W kraju kolejne dane zwiastujące pogorszenie koniunktury w Niemczech wpłynęły na kontynuację widocznego w ostatnich dniach trendu osłabiania złotego, co wraz z wtorkowymi gorszymi publikacjami o sprzedaży detalicznej w Polsce nasiliło spekulacje rynku odnośnie możliwości cięć stopy procentowej przez Radę Polityki Pieniężnej. W rezultacie kurs EUR/PLN wzrósł w środę o dwa grosze do ponad 4,15.

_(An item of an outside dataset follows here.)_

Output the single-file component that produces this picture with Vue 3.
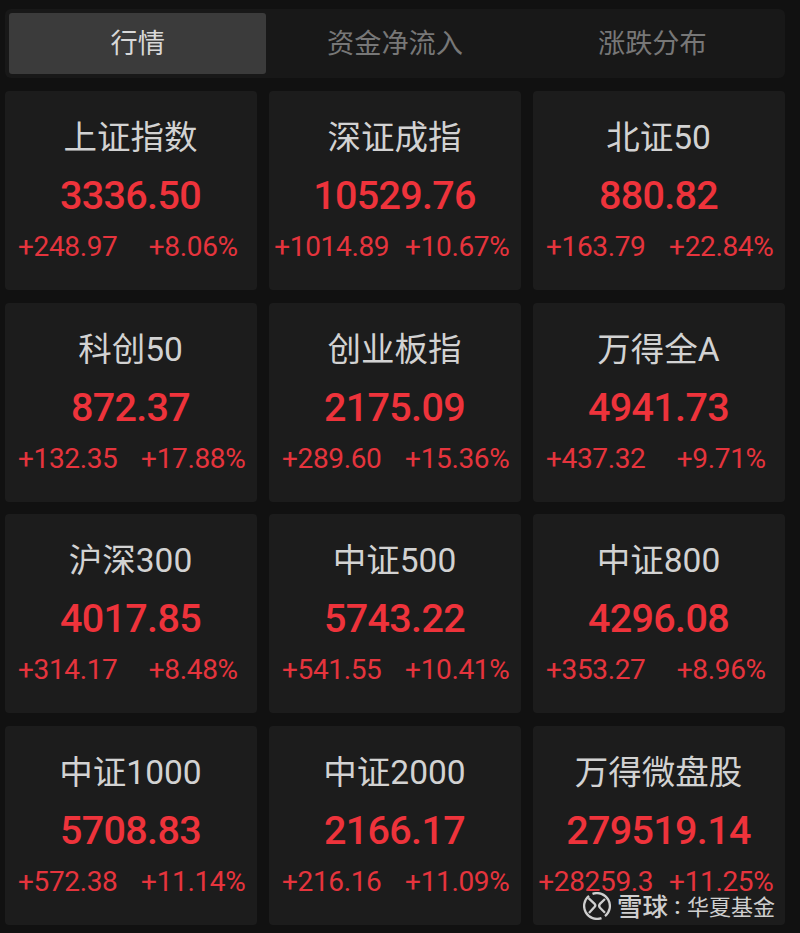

W czwartek obok publikacji cotygodniowych danych z rynku pracy w USA poznamy też wstępne szacunki PKB za 1Q13 dla Wielkiej Brytanii. Rynek prognozuje wzrost o 0,1% kw/kw, po tym jak w ostatnich trzech miesiącach 2012 roku gospodarka odnotowywała spadek o 0,3%. W relacji rocznej PKB powinien natomiast minimalnie przyspieszyć do 0,3% z 0,2% w ostatnim kwartale ub.r. Lepsze od prognoz dane o PKB wzmocnią funta. Gorsze dane, co jest jednak bardziej prawdopodobne, zwiększą zaś oczekiwania na rozszerzenie programu QE przez BoE i staną się pretekstem do wyprzedaży brytyjskiej waluty. Tak, czy inaczej pojawi się szansa na zakończenie kilkudniowej stabilizacji GBP/USD w przedziale 1,52-1,54. Inwestorzy krajowi zapoznają się dzisiaj z protokołem z kwietniowego posiedzenia RPP, co może pozwolić na lepszą ocenę tego, czy RPP zdecyduje się na kolejną obniżkę stóp procentowych w tym roku. Niska inflacja i słabe perspektywy dla wzrostu gospodarczego mocno nasiliły oczekiwania rynkowe na taki ruch ze strony Rady.